**Problem requirements**
Every record must be repeated exactly; omit any pictures they contain.

Rows from a dataset of pages and code
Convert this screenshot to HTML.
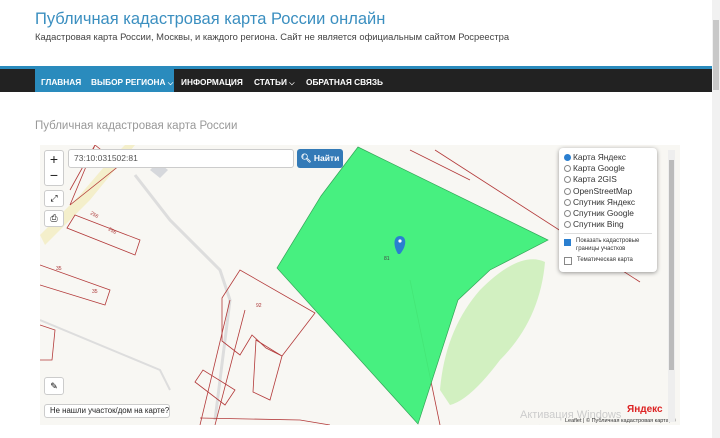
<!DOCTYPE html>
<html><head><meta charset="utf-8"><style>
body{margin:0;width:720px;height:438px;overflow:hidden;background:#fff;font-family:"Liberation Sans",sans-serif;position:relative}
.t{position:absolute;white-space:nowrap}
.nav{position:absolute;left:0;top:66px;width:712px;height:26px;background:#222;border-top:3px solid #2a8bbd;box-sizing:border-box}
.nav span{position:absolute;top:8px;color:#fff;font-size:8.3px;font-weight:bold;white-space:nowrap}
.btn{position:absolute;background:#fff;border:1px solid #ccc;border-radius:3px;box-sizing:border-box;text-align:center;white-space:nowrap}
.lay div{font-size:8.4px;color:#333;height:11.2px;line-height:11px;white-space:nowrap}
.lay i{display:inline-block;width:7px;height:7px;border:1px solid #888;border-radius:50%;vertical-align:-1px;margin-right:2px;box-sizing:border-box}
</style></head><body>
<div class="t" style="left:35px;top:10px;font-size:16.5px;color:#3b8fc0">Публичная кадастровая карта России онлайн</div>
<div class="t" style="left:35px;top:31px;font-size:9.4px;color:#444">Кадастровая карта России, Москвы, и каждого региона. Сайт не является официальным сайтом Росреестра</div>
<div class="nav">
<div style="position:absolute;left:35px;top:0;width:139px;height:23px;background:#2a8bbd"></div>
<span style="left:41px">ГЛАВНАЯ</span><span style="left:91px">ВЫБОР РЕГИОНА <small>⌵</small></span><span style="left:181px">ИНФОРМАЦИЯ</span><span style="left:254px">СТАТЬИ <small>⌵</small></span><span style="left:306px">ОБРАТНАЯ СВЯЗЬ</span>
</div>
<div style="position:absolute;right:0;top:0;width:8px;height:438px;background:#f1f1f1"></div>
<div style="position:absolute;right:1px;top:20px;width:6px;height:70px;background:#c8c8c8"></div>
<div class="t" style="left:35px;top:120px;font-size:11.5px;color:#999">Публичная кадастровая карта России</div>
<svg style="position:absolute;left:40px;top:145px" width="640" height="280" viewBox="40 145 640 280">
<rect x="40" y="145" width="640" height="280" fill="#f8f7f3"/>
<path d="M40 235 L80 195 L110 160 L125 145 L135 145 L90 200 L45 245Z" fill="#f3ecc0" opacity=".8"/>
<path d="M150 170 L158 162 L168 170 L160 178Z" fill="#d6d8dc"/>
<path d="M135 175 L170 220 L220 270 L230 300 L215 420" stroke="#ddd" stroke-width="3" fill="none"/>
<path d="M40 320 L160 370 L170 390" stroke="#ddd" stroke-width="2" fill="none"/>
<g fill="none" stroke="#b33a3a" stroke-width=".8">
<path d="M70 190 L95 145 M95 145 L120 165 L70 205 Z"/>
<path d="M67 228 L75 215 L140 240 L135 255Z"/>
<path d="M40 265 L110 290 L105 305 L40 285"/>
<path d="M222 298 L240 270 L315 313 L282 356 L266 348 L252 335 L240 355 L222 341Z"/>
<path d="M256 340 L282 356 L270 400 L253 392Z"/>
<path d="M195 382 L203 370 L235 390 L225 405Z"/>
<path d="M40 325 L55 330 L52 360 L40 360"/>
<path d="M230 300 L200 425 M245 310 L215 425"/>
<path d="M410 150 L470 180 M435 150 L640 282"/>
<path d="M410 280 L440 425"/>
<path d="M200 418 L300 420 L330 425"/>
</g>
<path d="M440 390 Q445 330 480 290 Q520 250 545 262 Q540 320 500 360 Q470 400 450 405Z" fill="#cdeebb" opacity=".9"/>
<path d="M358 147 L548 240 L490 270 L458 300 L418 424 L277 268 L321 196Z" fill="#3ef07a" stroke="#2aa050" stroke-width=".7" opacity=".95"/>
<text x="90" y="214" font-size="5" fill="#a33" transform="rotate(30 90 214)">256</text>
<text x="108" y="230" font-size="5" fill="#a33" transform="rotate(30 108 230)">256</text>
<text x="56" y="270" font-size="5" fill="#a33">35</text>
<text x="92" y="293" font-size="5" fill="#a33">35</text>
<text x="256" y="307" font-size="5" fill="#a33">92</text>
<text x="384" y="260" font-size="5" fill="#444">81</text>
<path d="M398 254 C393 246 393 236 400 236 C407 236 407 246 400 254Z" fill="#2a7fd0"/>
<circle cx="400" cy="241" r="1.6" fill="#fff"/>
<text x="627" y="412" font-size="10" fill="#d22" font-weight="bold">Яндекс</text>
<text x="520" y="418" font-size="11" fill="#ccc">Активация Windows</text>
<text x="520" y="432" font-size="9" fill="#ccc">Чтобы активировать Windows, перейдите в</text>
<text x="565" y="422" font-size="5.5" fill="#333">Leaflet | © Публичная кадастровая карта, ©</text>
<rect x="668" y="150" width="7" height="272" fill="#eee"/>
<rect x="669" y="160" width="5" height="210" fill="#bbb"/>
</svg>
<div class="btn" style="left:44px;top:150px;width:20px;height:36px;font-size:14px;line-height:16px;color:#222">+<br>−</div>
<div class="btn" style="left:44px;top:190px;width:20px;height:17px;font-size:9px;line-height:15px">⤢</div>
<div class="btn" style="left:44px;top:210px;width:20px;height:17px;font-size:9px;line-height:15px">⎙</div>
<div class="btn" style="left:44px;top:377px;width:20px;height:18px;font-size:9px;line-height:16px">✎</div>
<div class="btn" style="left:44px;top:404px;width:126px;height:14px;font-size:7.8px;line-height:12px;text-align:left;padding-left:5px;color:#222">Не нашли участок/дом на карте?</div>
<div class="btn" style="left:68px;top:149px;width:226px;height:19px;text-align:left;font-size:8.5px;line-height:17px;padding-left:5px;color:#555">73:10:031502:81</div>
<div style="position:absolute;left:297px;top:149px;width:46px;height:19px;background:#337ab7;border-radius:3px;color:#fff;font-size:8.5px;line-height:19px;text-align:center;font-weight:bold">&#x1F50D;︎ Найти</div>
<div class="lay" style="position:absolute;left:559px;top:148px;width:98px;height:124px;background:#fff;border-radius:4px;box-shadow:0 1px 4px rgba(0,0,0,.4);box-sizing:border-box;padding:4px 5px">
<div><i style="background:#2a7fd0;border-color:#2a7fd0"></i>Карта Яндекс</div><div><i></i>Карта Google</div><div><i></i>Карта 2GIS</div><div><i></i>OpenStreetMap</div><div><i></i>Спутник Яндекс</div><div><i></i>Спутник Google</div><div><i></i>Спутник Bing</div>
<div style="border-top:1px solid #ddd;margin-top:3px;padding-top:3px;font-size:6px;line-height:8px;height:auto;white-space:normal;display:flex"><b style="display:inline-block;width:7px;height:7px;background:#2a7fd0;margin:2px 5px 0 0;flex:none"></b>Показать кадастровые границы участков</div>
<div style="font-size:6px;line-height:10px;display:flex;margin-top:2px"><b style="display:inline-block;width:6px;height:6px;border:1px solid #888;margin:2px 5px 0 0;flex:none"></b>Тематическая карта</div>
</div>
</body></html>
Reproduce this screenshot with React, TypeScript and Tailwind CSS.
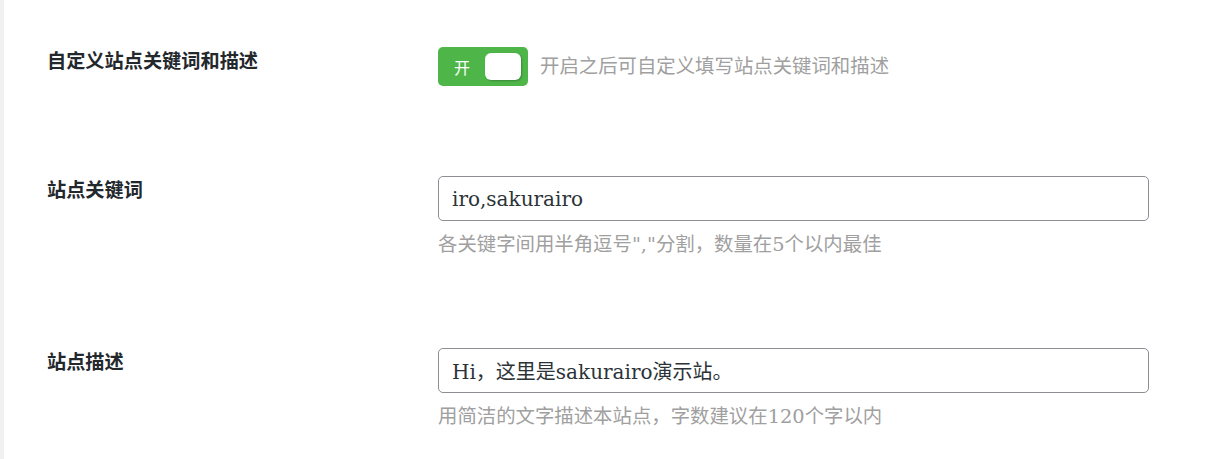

**Result of this exercise**
Convert this screenshot to HTML.
<!DOCTYPE html>
<html><head><meta charset="utf-8"><style>
body{margin:0;width:720px;height:438px;overflow:hidden;background:#fff;font-family:"Liberation Sans",sans-serif;position:relative}
.t{position:absolute;white-space:nowrap}
.nav{position:absolute;left:0;top:66px;width:712px;height:26px;background:#222;border-top:3px solid #2a8bbd;box-sizing:border-box}
.nav span{position:absolute;top:8px;color:#fff;font-size:8.3px;font-weight:bold;white-space:nowrap}
.btn{position:absolute;background:#fff;border:1px solid #ccc;border-radius:3px;box-sizing:border-box;text-align:center;white-space:nowrap}
.lay div{font-size:8.4px;color:#333;height:11.2px;line-height:11px;white-space:nowrap}
.lay i{display:inline-block;width:7px;height:7px;border:1px solid #888;border-radius:50%;vertical-align:-1px;margin-right:2px;box-sizing:border-box}
</style></head><body>
<div class="t" style="left:35px;top:10px;font-size:16.5px;color:#3b8fc0">Публичная кадастровая карта России онлайн</div>
<div class="t" style="left:35px;top:31px;font-size:9.4px;color:#444">Кадастровая карта России, Москвы, и каждого региона. Сайт не является официальным сайтом Росреестра</div>
<div class="nav">
<div style="position:absolute;left:35px;top:0;width:139px;height:23px;background:#2a8bbd"></div>
<span style="left:41px">ГЛАВНАЯ</span><span style="left:91px">ВЫБОР РЕГИОНА <small>⌵</small></span><span style="left:181px">ИНФОРМАЦИЯ</span><span style="left:254px">СТАТЬИ <small>⌵</small></span><span style="left:306px">ОБРАТНАЯ СВЯЗЬ</span>
</div>
<div style="position:absolute;right:0;top:0;width:8px;height:438px;background:#f1f1f1"></div>
<div style="position:absolute;right:1px;top:20px;width:6px;height:70px;background:#c8c8c8"></div>
<div class="t" style="left:35px;top:120px;font-size:11.5px;color:#999">Публичная кадастровая карта России</div>
<svg style="position:absolute;left:40px;top:145px" width="640" height="280" viewBox="40 145 640 280">
<rect x="40" y="145" width="640" height="280" fill="#f8f7f3"/>
<path d="M40 235 L80 195 L110 160 L125 145 L135 145 L90 200 L45 245Z" fill="#f3ecc0" opacity=".8"/>
<path d="M150 170 L158 162 L168 170 L160 178Z" fill="#d6d8dc"/>
<path d="M135 175 L170 220 L220 270 L230 300 L215 420" stroke="#ddd" stroke-width="3" fill="none"/>
<path d="M40 320 L160 370 L170 390" stroke="#ddd" stroke-width="2" fill="none"/>
<g fill="none" stroke="#b33a3a" stroke-width=".8">
<path d="M70 190 L95 145 M95 145 L120 165 L70 205 Z"/>
<path d="M67 228 L75 215 L140 240 L135 255Z"/>
<path d="M40 265 L110 290 L105 305 L40 285"/>
<path d="M222 298 L240 270 L315 313 L282 356 L266 348 L252 335 L240 355 L222 341Z"/>
<path d="M256 340 L282 356 L270 400 L253 392Z"/>
<path d="M195 382 L203 370 L235 390 L225 405Z"/>
<path d="M40 325 L55 330 L52 360 L40 360"/>
<path d="M230 300 L200 425 M245 310 L215 425"/>
<path d="M410 150 L470 180 M435 150 L640 282"/>
<path d="M410 280 L440 425"/>
<path d="M200 418 L300 420 L330 425"/>
</g>
<path d="M440 390 Q445 330 480 290 Q520 250 545 262 Q540 320 500 360 Q470 400 450 405Z" fill="#cdeebb" opacity=".9"/>
<path d="M358 147 L548 240 L490 270 L458 300 L418 424 L277 268 L321 196Z" fill="#3ef07a" stroke="#2aa050" stroke-width=".7" opacity=".95"/>
<text x="90" y="214" font-size="5" fill="#a33" transform="rotate(30 90 214)">256</text>
<text x="108" y="230" font-size="5" fill="#a33" transform="rotate(30 108 230)">256</text>
<text x="56" y="270" font-size="5" fill="#a33">35</text>
<text x="92" y="293" font-size="5" fill="#a33">35</text>
<text x="256" y="307" font-size="5" fill="#a33">92</text>
<text x="384" y="260" font-size="5" fill="#444">81</text>
<path d="M398 254 C393 246 393 236 400 236 C407 236 407 246 400 254Z" fill="#2a7fd0"/>
<circle cx="400" cy="241" r="1.6" fill="#fff"/>
<text x="627" y="412" font-size="10" fill="#d22" font-weight="bold">Яндекс</text>
<text x="520" y="418" font-size="11" fill="#ccc">Активация Windows</text>
<text x="520" y="432" font-size="9" fill="#ccc">Чтобы активировать Windows, перейдите в</text>
<text x="565" y="422" font-size="5.5" fill="#333">Leaflet | © Публичная кадастровая карта, ©</text>
<rect x="668" y="150" width="7" height="272" fill="#eee"/>
<rect x="669" y="160" width="5" height="210" fill="#bbb"/>
</svg>
<div class="btn" style="left:44px;top:150px;width:20px;height:36px;font-size:14px;line-height:16px;color:#222">+<br>−</div>
<div class="btn" style="left:44px;top:190px;width:20px;height:17px;font-size:9px;line-height:15px">⤢</div>
<div class="btn" style="left:44px;top:210px;width:20px;height:17px;font-size:9px;line-height:15px">⎙</div>
<div class="btn" style="left:44px;top:377px;width:20px;height:18px;font-size:9px;line-height:16px">✎</div>
<div class="btn" style="left:44px;top:404px;width:126px;height:14px;font-size:7.8px;line-height:12px;text-align:left;padding-left:5px;color:#222">Не нашли участок/дом на карте?</div>
<div class="btn" style="left:68px;top:149px;width:226px;height:19px;text-align:left;font-size:8.5px;line-height:17px;padding-left:5px;color:#555">73:10:031502:81</div>
<div style="position:absolute;left:297px;top:149px;width:46px;height:19px;background:#337ab7;border-radius:3px;color:#fff;font-size:8.5px;line-height:19px;text-align:center;font-weight:bold">&#x1F50D;︎ Найти</div>
<div class="lay" style="position:absolute;left:559px;top:148px;width:98px;height:124px;background:#fff;border-radius:4px;box-shadow:0 1px 4px rgba(0,0,0,.4);box-sizing:border-box;padding:4px 5px">
<div><i style="background:#2a7fd0;border-color:#2a7fd0"></i>Карта Яндекс</div><div><i></i>Карта Google</div><div><i></i>Карта 2GIS</div><div><i></i>OpenStreetMap</div><div><i></i>Спутник Яндекс</div><div><i></i>Спутник Google</div><div><i></i>Спутник Bing</div>
<div style="border-top:1px solid #ddd;margin-top:3px;padding-top:3px;font-size:6px;line-height:8px;height:auto;white-space:normal;display:flex"><b style="display:inline-block;width:7px;height:7px;background:#2a7fd0;margin:2px 5px 0 0;flex:none"></b>Показать кадастровые границы участков</div>
<div style="font-size:6px;line-height:10px;display:flex;margin-top:2px"><b style="display:inline-block;width:6px;height:6px;border:1px solid #888;margin:2px 5px 0 0;flex:none"></b>Тематическая карта</div>
</div>
</body></html>
Reproduce this screenshot with React, TypeScript and Tailwind CSS.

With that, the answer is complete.